The impacts of the Justice for Janitors campaigns were tremendously important for both the workers involved and the unions and other groups that supported them. In organising terms, the campaigns were a resounding success. They were responsible for organizing more than 225,000 janitors in more than 30 cities throughout the U.S and Canada. They were responsible for raising industry standards and transforming poverty wages into dignified wages in 27 master contracts. While most Americans were losing their healthcare coverage, janitors were actually winning family healthcare benefits (paid for by building owners) and showing unions that they could win again. And if the janitors - who were largely undocumented workers - could do it, then anyone could.
Fight back global strategy
The Justice for Janitors campaigns also helped catalyze a necessary discussion in the labour movement about the urgent need to change, grow, and organize. The strategy of using nationally-coordinated rolling strikes against key multi-national building owners, corporate clients and cleaning helped the campaign not only win breakthrough contracts but also new organizing opportunities in unorganized cities. This proved to be an important experience when SEIU and UNI began doing similar global coordination work and campaigns to get common multinational employers such as ISS (from Denmark) and key clients (headquartered in the most important cities in Europe and the U.S.) to sign onto Socially Responsible Contractor Global Agreements.

Furthermore, the power of the janitors and other migrant worker unions – such as HERE (the Hotel and Restaurant Employees Union) and the Farm Workers – helped create a powerful and ongoing political movement for the legalization of undocumented migrants. These key unions were principal players in the major marches and political campaigns for legalization and against migration controls at local and state levels along with other migrant rights groups.
Overall, the Justice for Janitors campaign helped develop a fight back strategy against the consequences of privatization and the neoliberal attack on labor standards in the service sector. As a result, similar strategies began proliferating and being used by progressive unions (both in the US and, then, abroad) in order to organize private security officers who were working side by side with the janitors and food service workers. Between 2004 and 2005, for example, the Justice for Janitors campaign and the newly launched SEIU Security Workers campaign went global. We were soon able to get support from the Swedish Transport Workers Union to help us win organizing rights in the U.S. from Securitas - one of the largest security companies in the world. At the same time, we began a campaign to organize Group Four Securicor globally with the support of Swiss based UNI (the service sector global labour federation) which help coordinate various efforts in the U.S., India, South Africa, Malawi and Indonesia among others.
Simultaneously we also started to generate international support for the SEIU campaign that we were engaged in – the Janitors campaign in Houston, Texas who had been striking to win their first contract. The Houston campaign was particularly significant because it was the first contract to be contested in the Republican controlled south and was targeting the two most important building owners in the city (Chevron and Hines Real Estate Property) in order to bring the deal home.
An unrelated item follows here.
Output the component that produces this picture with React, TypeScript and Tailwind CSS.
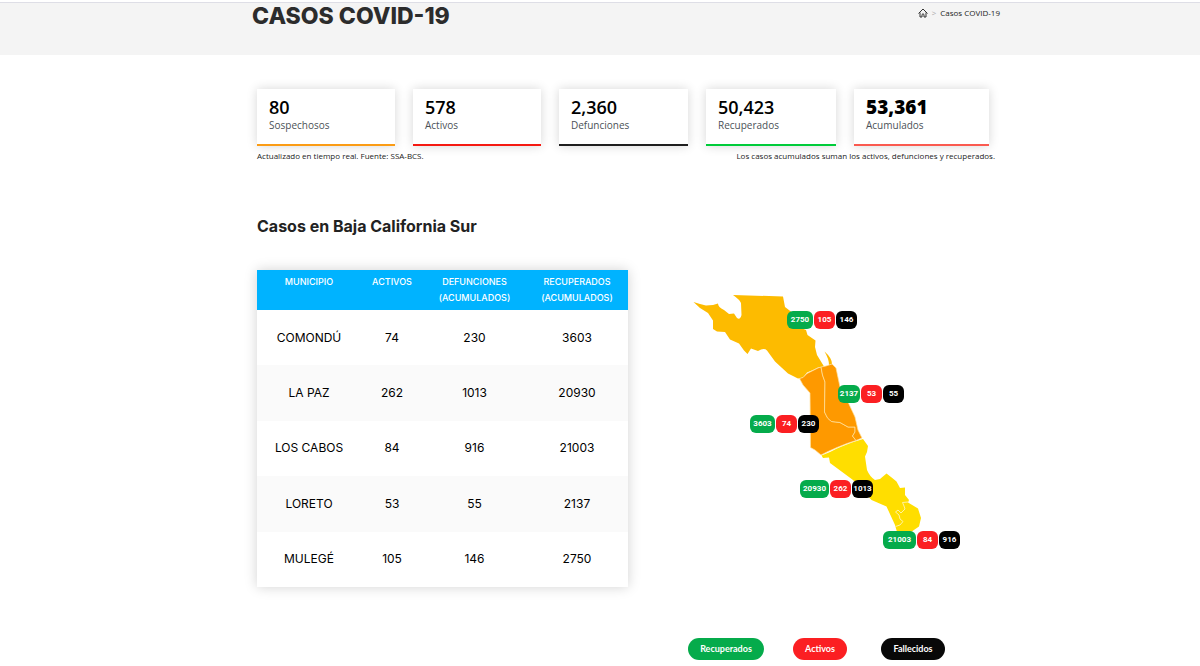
import React from "react";

interface Stat {
  value: string;
  label: string;
  border: string;
  bold?: boolean;
}

const stats: Stat[] = [
  { value: "80", label: "Sospechosos", border: "border-[#fb9c15]" },
  { value: "578", label: "Activos", border: "border-[#f51a12]" },
  { value: "2,360", label: "Defunciones", border: "border-[#1f1f1f]" },
  { value: "50,423", label: "Recuperados", border: "border-[#00cc3a]" },
  { value: "53,361", label: "Acumulados", border: "border-[#fa5a50]", bold: true },
];

const rows = [
  ["COMONDÚ", "74", "230", "3603"],
  ["LA PAZ", "262", "1013", "20930"],
  ["LOS CABOS", "84", "916", "21003"],
  ["LORETO", "53", "55", "2137"],
  ["MULEGÉ", "105", "146", "2750"],
];

// Pins on the map: position of each group plus the width of its first badge
const pins = [
  { name: "Mulegé", pos: "left-[107px] top-[31px]", first: "w-[26px]", values: ["2750", "105", "146"] },
  { name: "Loreto", pos: "left-[158px] top-[105px]", first: "w-[22px]", values: ["2137", "53", "55"] },
  { name: "Comondú", pos: "left-[70px] top-[135px]", first: "w-[25px]", values: ["3603", "74", "230"] },
  { name: "La Paz", pos: "left-[120px] top-[200px]", first: "w-[29px]", values: ["20930", "262", "1013"] },
  { name: "Los Cabos", pos: "left-[203px] top-[251px]", first: "w-[33px]", values: ["21003", "84", "916"] },
];

const StatCard: React.FC<Stat> = ({ value, label, border, bold }) => (
  <div className={`h-[57px] border-b-2 bg-white px-3 pt-[7px] shadow-[0_0_10px_rgba(0,0,0,0.16)] ${border}`}>
    <p className={`leading-[22px] text-black ${bold ? "text-[19px] font-extrabold" : "text-[18px] font-semibold"}`}>
      {value}
    </p>
    <p className="text-[10px] leading-[14px] text-[#4b5157]">{label}</p>
  </div>
);

const BajaMap: React.FC = () => (
  <div className="relative h-[280px] w-[300px]">
    <svg viewBox="680 280 300 280" className="h-full w-full" strokeLinejoin="round" role="img" aria-label="Baja California Sur">
      {/* Mulegé */}
      <path
        fill="#fdbb00"
        d="M693.5 302L700 304L706 305.500L713 305L718 303.500Q718 307 724 310L729 314L734 313.500L737 318Q740 320.500 741.500 315L741 303Q740 300 733 295L783 296.500L785 307L791.500 312L801 328L806 330L807.500 335L815.500 340.500L815 347L817 355L824 366.500L818 367.500L813 370L807 372.500L803 377.500L798 378.500L788 373.500L775 361.500L767 350.500Q764 347.500 758 351L751 348.500L747.500 354L744 350.500L739 343.500L730 339.500L725 332L717 331.500L713 329V320.500L708 313L700 308Z"
      />
      <path fill="#fdbb00" d="M824.500 351.500Q832 358 832 364L829 365Q829 359 824.500 351.500Z" />
      {/* Comondú */}
      <path
        fill="#fe9900"
        stroke="#ffe3a0"
        strokeWidth="0.7"
        d="M799.500 378.500L803 377.500L807 373.500L813 370.500L818 368L821 367L822.500 375L825 382L824.500 412Q827 419 831.500 421.500L840 422.500L848 427L855 427V432L852.500 436L856 440.500L847 443.500L837 447.500L828 451.500L821 455L815 450L810.500 447.500L810 393L803 385Z"
      />
      {/* Loreto */}
      <path
        fill="#fe9900"
        stroke="#ffe3a0"
        strokeWidth="0.7"
        d="M821 367L826 366L832 364L836 368L840 387L848 402L855 417L858 430L862 438L856 440.500L852.500 436L855 432V427L848 427L840 422.500L831.500 421.500Q827 419 824.500 412L825 382L822.500 375Z"
      />
      {/* La Paz */}
      <path
        fill="#ffde00"
        d="M821.500 455.500L830 452L837 448.500L843 446L852 442.500L863 439L868 446L867 452L865 456.500L867 470Q870 477 875 480L880 479L886.500 473.500L891 477L896.500 481.500L900 488L905 487.500V495L909 500L908 502.500L918 508.500L921 518L919 526.500L911 532H897L895 525L886.500 506.500L871.500 500L853 480L830 463L829 457.500L823 458Z"
      />
      {/* Los Cabos boundary */}
      <path
        fill="none"
        stroke="#fff2a0"
        strokeWidth="1"
        d="M908 502L902.500 502.500L904 506L905 509L901 513L898 510L895.500 512L899 515L900 519L903 521.500L900 525L895.500 526.500"
      />
    </svg>
    {pins.map((pin) => (
      <div
        key={pin.name}
        className={`absolute flex gap-px text-center font-[Roboto,sans-serif] text-[8px] leading-[18px] font-bold text-white ${pin.pos}`}
      >
        <span className={`h-[18px] rounded-md bg-[#05ab4b] ${pin.first}`}>{pin.values[0]}</span>
        <span className="h-[18px] w-[21px] rounded-md bg-[#fb1f22]">{pin.values[1]}</span>
        <span className="h-[18px] w-[21px] rounded-md bg-black">{pin.values[2]}</span>
      </div>
    ))}
  </div>
);

const App: React.FC = () => {
  return (
    <div className="font-['Open_Sans',sans-serif] text-black">
      <header className="mt-[2px] h-[53px] border-t border-[#dedee6] bg-[#f4f4f4]">
        <div className="ml-[21%] flex w-full max-w-[748px] items-start justify-between">
          <h1 className="font-[Inter,sans-serif] text-[23px] leading-[26px] font-extrabold text-[#2c2c2c]">
            CASOS COVID-19
          </h1>
          <nav aria-label="breadcrumb" className="flex items-center gap-1 pt-1 text-[8px] leading-[12px] text-[#222]">
            <a href="#" aria-label="Inicio">
              <svg viewBox="0 0 10 10" className="h-[10px] w-[10px]" fill="none" stroke="#333" strokeWidth="1">
                <path d="M0.500 5.500L5 1L9.500 5.500M2 4.500V9H4V6.500Q5 5 6 6.500V9H8V4.500" />
              </svg>
            </a>
            <span className="text-[#aaa]">&gt;</span>
            <a href="#">Casos COVID-19</a>
          </nav>
        </div>
      </header>

      <main className="ml-[21%] w-full max-w-[748px] px-[5px] pt-[34px]">
        <section>
          <div className="mr-[6px] grid grid-cols-[138fr_128fr_129fr_130fr_135fr] gap-[18px]">
            {stats.map((s) => (
              <StatCard key={s.label} {...s} />
            ))}
          </div>
          <div className="flex justify-between pt-1 text-[8px] leading-[12px] text-[#222]">
            <p>Actualizado en tiempo real. Fuente: SSA-BCS.</p>
            <p>Los casos acumulados suman los activos, defunciones y recuperados.</p>
          </div>
        </section>

        <h2 className="pt-[52px] font-[Inter,sans-serif] text-[16px] leading-[24px] font-bold text-[#222]">
          Casos en Baja California Sur
        </h2>

        <section className="flex items-start gap-[52px] pt-8">
          <table className="h-[317px] w-[371px] table-fixed border-collapse bg-white text-center font-[Inter,sans-serif] shadow-[0_0_12px_rgba(0,0,0,0.18)]">
            <colgroup>
              <col className="w-[104px]" />
              <col className="w-[62px]" />
              <col className="w-[103px]" />
              <col className="w-[102px]" />
            </colgroup>
            <thead className="bg-[#00b3ff] text-[9px] leading-[16px] text-white">
              <tr className="h-[40px] align-top">
                <th className="pt-1 font-medium">MUNICIPIO</th>
                <th className="pt-1 font-medium">ACTIVOS</th>
                <th className="pt-1 font-medium">DEFUNCIONES (ACUMULADOS)</th>
                <th className="pt-1 font-medium">RECUPERADOS (ACUMULADOS)</th>
              </tr>
            </thead>
            <tbody className="text-[12px] leading-[16px]">
              {rows.map((row) => (
                <tr key={row[0]} className="even:bg-[#fafafa]">
                  {row.map((cell, i) => (
                    <td key={i}>{cell}</td>
                  ))}
                </tr>
              ))}
            </tbody>
          </table>

          <div className="pt-[10px]">
            <BajaMap />
            <div className="flex pt-[78px] pl-2 text-center font-[Lato,sans-serif] text-[9px] leading-[22px] font-bold text-white">
              <span className="w-[76px] rounded-full bg-[#05ab4b]">Recuperados</span>
              <span className="ml-[29px] w-[54px] rounded-full bg-[#fb1f22]">Activos</span>
              <span className="ml-[34px] w-[64px] rounded-full bg-[#080808]">Fallecidos</span>
            </div>
          </div>
        </section>
      </main>
    </div>
  );
};

export default App;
We were able to organize support actions in 10 different cities across Europe and Latin America with allied unions and social movements in places like Berlin (with No One is Illegal) and Milan (with Chainworkers) in support of the Houston strikers. Internationalization of the conflict came to be understood as an important element in winning this campaign. We were beginning to understand that globalization from above could be fought and resisted effectively by processes of globalization from below.
“Justice for Cleaners”
With the success of previous and new campaigns, other unions in different countries really began to notice. In 2005, for example, the Transport and General Workers Union in the United Kingdom (now called UNITE) asked SEIU to help them develop their own “Justice for Cleaners” campaign in London. In what was our first explicit attempt to share and adapt the organizing model to new countries, we succeeded in winning a living wage for the workers at the Houses of Parliament in Westminster after they took their first ever strike action, with the support of MPs and other migrant rights groups like London Citizens. Soon after, successful campaigns in the Canary Wharf and throughout the City of London followed.
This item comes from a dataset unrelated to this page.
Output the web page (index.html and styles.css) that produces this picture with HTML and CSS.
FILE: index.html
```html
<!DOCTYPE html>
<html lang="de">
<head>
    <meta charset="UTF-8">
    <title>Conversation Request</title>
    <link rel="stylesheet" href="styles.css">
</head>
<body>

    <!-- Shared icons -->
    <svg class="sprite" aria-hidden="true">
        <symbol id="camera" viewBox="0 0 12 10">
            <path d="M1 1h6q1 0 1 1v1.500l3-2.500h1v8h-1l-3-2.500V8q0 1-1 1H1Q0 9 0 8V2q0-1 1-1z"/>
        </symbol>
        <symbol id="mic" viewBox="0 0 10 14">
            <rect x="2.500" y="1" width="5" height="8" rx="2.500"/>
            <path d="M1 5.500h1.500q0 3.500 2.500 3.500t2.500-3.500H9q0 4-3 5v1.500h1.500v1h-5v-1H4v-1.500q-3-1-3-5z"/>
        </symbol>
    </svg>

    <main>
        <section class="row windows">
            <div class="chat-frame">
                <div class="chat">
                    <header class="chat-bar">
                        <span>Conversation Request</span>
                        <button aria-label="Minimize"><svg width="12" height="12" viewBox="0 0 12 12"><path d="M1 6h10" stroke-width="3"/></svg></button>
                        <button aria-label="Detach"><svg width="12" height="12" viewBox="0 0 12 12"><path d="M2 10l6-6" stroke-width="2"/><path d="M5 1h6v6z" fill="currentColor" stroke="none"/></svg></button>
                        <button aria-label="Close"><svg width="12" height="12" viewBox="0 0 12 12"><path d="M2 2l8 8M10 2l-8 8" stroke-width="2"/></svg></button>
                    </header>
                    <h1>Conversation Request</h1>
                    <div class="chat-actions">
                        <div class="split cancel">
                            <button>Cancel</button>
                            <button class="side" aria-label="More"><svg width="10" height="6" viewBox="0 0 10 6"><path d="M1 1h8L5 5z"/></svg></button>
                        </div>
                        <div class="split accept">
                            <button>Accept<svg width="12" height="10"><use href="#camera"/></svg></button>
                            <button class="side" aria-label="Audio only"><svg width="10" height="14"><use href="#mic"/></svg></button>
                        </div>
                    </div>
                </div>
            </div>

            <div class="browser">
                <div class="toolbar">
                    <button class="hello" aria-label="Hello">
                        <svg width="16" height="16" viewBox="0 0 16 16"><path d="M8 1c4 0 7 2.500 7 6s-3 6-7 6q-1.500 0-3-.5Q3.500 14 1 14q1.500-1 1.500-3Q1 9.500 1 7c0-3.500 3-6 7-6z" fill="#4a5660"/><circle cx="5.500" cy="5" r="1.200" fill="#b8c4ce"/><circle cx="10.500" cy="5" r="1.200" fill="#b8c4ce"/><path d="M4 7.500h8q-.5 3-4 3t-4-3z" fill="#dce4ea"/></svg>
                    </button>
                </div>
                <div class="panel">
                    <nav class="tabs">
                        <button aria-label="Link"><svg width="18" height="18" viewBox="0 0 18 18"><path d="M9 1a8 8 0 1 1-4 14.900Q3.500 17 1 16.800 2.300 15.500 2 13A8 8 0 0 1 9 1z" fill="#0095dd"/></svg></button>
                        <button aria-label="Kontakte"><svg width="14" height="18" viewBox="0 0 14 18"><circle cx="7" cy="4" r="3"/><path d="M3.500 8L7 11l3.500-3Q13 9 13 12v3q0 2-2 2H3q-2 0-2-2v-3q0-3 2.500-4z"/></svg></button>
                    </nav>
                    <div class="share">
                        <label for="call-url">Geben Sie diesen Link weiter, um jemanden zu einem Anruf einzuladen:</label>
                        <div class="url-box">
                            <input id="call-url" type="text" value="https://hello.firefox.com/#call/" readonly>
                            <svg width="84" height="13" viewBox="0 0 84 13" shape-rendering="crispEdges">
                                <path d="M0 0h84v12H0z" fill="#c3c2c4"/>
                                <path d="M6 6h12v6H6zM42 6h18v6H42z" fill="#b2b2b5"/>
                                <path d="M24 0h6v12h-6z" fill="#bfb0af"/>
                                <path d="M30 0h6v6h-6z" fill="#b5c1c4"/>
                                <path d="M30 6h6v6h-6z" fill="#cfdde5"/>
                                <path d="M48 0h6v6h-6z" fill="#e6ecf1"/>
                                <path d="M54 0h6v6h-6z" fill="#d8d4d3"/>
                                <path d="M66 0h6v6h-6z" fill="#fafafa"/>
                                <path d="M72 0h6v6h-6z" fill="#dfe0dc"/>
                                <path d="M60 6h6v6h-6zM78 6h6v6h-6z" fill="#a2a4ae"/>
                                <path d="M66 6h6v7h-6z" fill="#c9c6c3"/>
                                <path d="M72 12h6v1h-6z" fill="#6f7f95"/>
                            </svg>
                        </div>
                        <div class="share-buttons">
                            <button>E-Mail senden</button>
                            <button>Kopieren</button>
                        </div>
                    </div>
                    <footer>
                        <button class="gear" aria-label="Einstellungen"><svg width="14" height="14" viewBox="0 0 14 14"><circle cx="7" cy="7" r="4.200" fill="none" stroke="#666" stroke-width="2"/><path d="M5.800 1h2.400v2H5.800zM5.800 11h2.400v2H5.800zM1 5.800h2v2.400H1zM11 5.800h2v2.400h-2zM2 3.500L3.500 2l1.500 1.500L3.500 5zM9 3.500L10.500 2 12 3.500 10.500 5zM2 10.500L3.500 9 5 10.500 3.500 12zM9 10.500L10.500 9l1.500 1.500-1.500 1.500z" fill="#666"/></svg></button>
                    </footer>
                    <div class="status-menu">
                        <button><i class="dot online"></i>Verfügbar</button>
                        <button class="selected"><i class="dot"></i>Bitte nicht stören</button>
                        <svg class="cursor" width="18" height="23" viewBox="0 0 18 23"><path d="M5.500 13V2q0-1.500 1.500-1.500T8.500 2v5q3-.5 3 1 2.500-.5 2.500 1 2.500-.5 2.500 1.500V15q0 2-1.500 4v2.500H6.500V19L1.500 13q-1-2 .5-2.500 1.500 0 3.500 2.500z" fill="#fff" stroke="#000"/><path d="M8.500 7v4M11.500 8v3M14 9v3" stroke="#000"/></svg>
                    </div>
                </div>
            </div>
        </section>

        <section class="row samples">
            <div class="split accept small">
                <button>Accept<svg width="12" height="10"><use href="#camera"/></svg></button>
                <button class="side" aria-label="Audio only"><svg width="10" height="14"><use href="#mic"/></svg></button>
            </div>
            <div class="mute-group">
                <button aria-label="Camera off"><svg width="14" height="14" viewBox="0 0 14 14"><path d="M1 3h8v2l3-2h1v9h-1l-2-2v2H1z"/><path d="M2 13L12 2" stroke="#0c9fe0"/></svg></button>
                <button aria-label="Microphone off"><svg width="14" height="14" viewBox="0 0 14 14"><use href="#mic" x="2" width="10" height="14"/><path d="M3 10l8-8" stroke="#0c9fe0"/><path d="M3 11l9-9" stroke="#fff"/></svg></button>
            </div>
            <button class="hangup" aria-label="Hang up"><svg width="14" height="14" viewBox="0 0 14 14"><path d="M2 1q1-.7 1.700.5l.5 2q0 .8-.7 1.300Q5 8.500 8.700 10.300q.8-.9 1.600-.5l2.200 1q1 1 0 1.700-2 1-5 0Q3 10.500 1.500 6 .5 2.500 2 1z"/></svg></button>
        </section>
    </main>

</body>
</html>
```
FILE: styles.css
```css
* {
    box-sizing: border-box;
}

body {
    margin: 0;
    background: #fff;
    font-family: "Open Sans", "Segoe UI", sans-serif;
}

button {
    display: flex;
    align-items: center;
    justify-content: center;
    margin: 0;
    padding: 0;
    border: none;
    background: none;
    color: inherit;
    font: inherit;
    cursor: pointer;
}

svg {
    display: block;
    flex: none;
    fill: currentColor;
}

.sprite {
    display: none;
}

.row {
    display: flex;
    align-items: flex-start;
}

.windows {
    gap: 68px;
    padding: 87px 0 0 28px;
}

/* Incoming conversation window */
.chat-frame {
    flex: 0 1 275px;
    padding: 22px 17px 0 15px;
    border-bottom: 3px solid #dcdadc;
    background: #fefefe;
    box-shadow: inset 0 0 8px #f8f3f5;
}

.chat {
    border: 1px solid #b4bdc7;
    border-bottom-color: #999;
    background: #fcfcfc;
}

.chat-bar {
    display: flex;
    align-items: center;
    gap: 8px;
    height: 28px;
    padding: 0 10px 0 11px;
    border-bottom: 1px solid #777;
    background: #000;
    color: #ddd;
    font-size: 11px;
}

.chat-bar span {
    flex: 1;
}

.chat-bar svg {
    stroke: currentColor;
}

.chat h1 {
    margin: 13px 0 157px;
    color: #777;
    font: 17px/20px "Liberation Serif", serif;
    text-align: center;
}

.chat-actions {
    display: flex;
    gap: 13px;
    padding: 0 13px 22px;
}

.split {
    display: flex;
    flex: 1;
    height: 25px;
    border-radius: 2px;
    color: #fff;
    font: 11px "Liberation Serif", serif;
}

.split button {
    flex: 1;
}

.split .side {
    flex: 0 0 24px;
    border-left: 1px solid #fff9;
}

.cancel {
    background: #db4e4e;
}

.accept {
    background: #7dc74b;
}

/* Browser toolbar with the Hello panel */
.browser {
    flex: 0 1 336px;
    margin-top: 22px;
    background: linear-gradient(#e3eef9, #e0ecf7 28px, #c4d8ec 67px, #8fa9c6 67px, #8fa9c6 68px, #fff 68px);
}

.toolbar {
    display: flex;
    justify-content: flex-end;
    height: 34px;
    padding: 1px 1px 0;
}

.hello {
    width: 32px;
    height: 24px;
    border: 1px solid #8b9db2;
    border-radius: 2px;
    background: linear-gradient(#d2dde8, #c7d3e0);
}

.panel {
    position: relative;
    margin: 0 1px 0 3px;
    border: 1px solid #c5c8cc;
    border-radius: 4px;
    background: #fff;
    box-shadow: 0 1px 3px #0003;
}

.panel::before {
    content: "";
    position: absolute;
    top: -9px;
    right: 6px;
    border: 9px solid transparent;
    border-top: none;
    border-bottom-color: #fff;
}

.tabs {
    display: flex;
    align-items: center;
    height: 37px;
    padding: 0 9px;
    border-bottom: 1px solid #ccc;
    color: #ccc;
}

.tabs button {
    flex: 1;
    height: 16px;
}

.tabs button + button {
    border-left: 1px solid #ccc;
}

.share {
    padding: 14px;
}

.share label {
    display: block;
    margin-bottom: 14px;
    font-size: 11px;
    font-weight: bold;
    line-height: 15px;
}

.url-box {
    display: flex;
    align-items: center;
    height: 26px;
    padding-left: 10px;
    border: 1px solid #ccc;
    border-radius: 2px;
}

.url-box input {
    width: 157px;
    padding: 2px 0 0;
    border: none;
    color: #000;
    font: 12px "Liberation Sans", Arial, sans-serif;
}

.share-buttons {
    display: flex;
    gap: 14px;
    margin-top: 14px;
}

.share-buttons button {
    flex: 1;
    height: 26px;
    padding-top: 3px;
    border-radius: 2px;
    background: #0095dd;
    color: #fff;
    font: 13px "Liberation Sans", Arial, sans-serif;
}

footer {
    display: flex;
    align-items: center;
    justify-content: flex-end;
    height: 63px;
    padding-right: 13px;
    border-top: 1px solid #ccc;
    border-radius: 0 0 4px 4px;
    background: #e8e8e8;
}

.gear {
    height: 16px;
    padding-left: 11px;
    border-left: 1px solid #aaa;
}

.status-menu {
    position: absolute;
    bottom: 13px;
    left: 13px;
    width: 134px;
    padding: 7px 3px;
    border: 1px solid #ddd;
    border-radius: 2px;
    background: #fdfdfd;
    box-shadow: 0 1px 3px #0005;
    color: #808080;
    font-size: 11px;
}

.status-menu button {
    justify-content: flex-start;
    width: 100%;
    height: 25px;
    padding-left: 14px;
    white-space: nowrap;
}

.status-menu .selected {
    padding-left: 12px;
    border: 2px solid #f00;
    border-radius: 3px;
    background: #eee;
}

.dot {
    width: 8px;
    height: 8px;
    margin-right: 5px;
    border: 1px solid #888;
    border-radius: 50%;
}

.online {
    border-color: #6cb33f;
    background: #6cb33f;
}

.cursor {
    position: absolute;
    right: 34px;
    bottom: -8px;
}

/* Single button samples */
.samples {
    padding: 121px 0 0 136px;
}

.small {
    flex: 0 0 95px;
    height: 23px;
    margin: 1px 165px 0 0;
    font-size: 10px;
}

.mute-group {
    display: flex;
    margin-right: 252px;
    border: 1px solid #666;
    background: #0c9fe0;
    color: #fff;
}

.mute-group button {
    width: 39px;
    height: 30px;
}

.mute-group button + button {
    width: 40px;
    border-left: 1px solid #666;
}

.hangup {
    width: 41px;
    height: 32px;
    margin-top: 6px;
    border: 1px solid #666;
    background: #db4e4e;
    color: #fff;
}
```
In 2006, with the support of SEIU, the Hamburg branch of the German trade union Verdi organized a successful campaign for security workers during the time the World Cup was hosted in Germany. SEIU and UNI then went on to assist SATAWU – the main South African Transport Union – to use the organizing model to develop their campaign capacity and union density in key financial areas in Johannesburg. More recently, in 2007 the Justice for Janitors arrived to the Netherlands with the support of Change to Win. In Holland, with the benefit of experienced campaigners from the US and Australia (where the LHMU had been implementing their own very successful “Clean Start” campaign), we were able to open source the model even more effectively. Bondgenoten, the largest Dutch union, began experimenting and organizing janitors in a few key cities (Den Haag, Amsterdam and Utrecht) and were able to deliver an effective campaign that succeeded in winning their 10 euros/hour goal by campaigning against both public and private clients with the support of social movement allies. In 2009 their first janitors’ strike at Schiphol airport created massive media exposure that gave their campaign big public recognition.

In 2010 the Janitors’ union launched the ‘Schoon Genoeg’ (Clean Enough) campaign which resulted in a massive 9 week long strike (the second longest strike in the history of the country). The campaign had a very effective communications strategy lead by workers that generated massive public support. The cleaning workers – who were Turkish, Moroccan, Latin American, Asian as well as Dutch – organized major actions all over the country demanding benefits, Dutch classes and the right to organize without repression. With strong support from social movements, political parties and the FNV (the Dutch labour federation) workers did banner drops, occupied train stations, gave awards to the worse building-owners and cleaning companies and spoke to the press about their situation so as to capture the Dutch national imaginary. The primary aim of the campaign was to question the racism and economic discrimination faced by migrant workers in the Netherlands and to discuss how ‘integration’ could only happen with fairness, recognition and just jobs. As a result of these campaigns and the very public fight that they created, public support for the union grew immensely. The Dutch campaign was ultimately very successful in achieving its aims. As a result, this victory helped turned the two main Dutch unions around to actively support and invest in renewed organising initiatives. Currently, the Dutch unions have decided to keep organizing service and public workers to raise and defend labour standards in the private sector and to fight in a unified front against the upcoming public cuts. These types of victories are important because they are able to give workers and their unions a renewed confidence in themselves as they reconsider their social and political role in the face of the contemporary crisis and its austerity attacks on the welfare state and labour standards.
The Justice for Janitors campaigns, that started in the US but soon spread to be as global as the capital it fights, is continuing to be used as a model for new types of labour conflict for migrants and precarious workers in their struggles for social and economic justice worldwide. At the same time, the campaigns have challenged the unions to change and revitalize themselves so as to build the necessary power to win again.